People often use the words judgment and lien as if they mean the same thing. They do not.
The difference matters because a judgment may say that money is owed, while a lien may give the creditor a claim against property. Those are related concepts, but they are not identical.
What Is a Judgment?
A judgment is a court decision stating that one party owes money to another. It confirms legal liability. In plain English, it means the court has said: this debt is real.
But a judgment does not necessarily mean the creditor has been paid. It also does not automatically mean the debtor’s property has been sold, frozen, or transferred. After judgment, collection may still require additional steps.
What Is a Lien?
A lien is different. A lien is a legal claim that may attach to property. It can give a creditor leverage because the lien may affect the debtor’s ability to sell, refinance, or transfer certain property without dealing with the debt.

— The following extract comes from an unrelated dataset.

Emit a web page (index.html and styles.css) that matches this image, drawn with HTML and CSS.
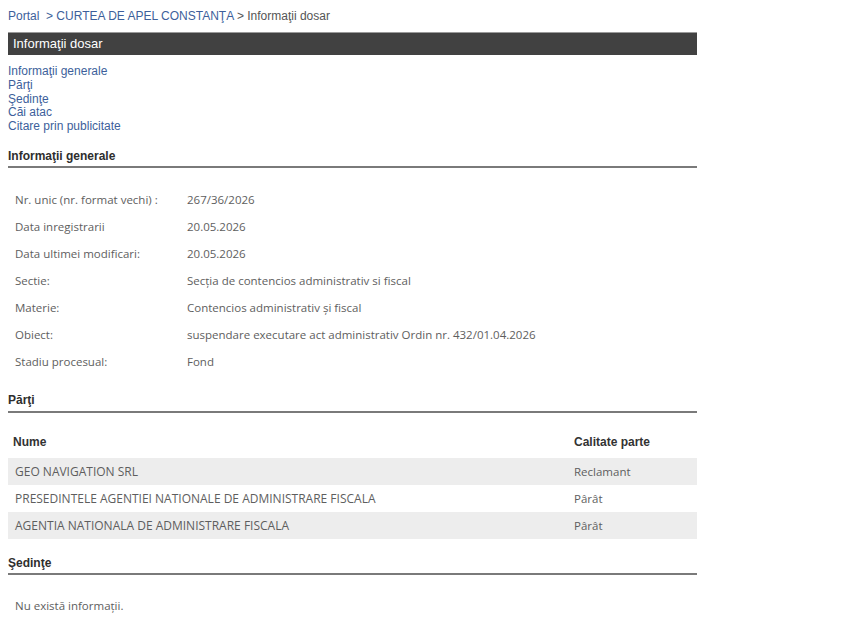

That is why someone can say, “There was a judgment, but there was never a lien,” and be describing a meaningful distinction.
Why the Difference Matters
A judgment gives the creditor legal rights. A lien may strengthen those rights by connecting them to property. Without that extra step, a judgment may remain just a court paper unless the creditor uses some other collection tool.
That distinction can become important when people are trying to figure out why a creditor did or did not get paid. A creditor with only a judgment may have fewer practical tools than a creditor who also took steps to create or perfect a lien.
Common Misunderstanding
Many people assume that once a judgment is entered, property is automatically tied up forever. Real life is usually more complicated. Whether a lien exists, whether it was properly created, whether it attached to the right property, and whether it remains effective can all be separate questions.
How This Fits Into Collection
If you are trying to understand why a judgment was not collected, the judgment-lien distinction matters. The creditor may have won the lawsuit but failed to take later enforcement steps. The debtor may not own property. Or the creditor may have had rights on paper but little leverage in practice.
This also helps explain why old cases sometimes feel confusing. Someone may remember the lawsuit and the judgment, but never remember any active collection pressure afterward.
Keep Reading
To understand the broader collection picture, read Can Someone Avoid Paying a Judgment? and How Long Is a Judgment Good For in West Virginia?.
The Bottom Line
A judgment says who won and what is owed. A lien may give the creditor a claim against property. If you are trying to collect money, defend against collection, or understand an old case, that difference can be critical.
This article is general legal information, not legal advice. For guidance about a specific judgment or lien, speak with a licensed West Virginia attorney.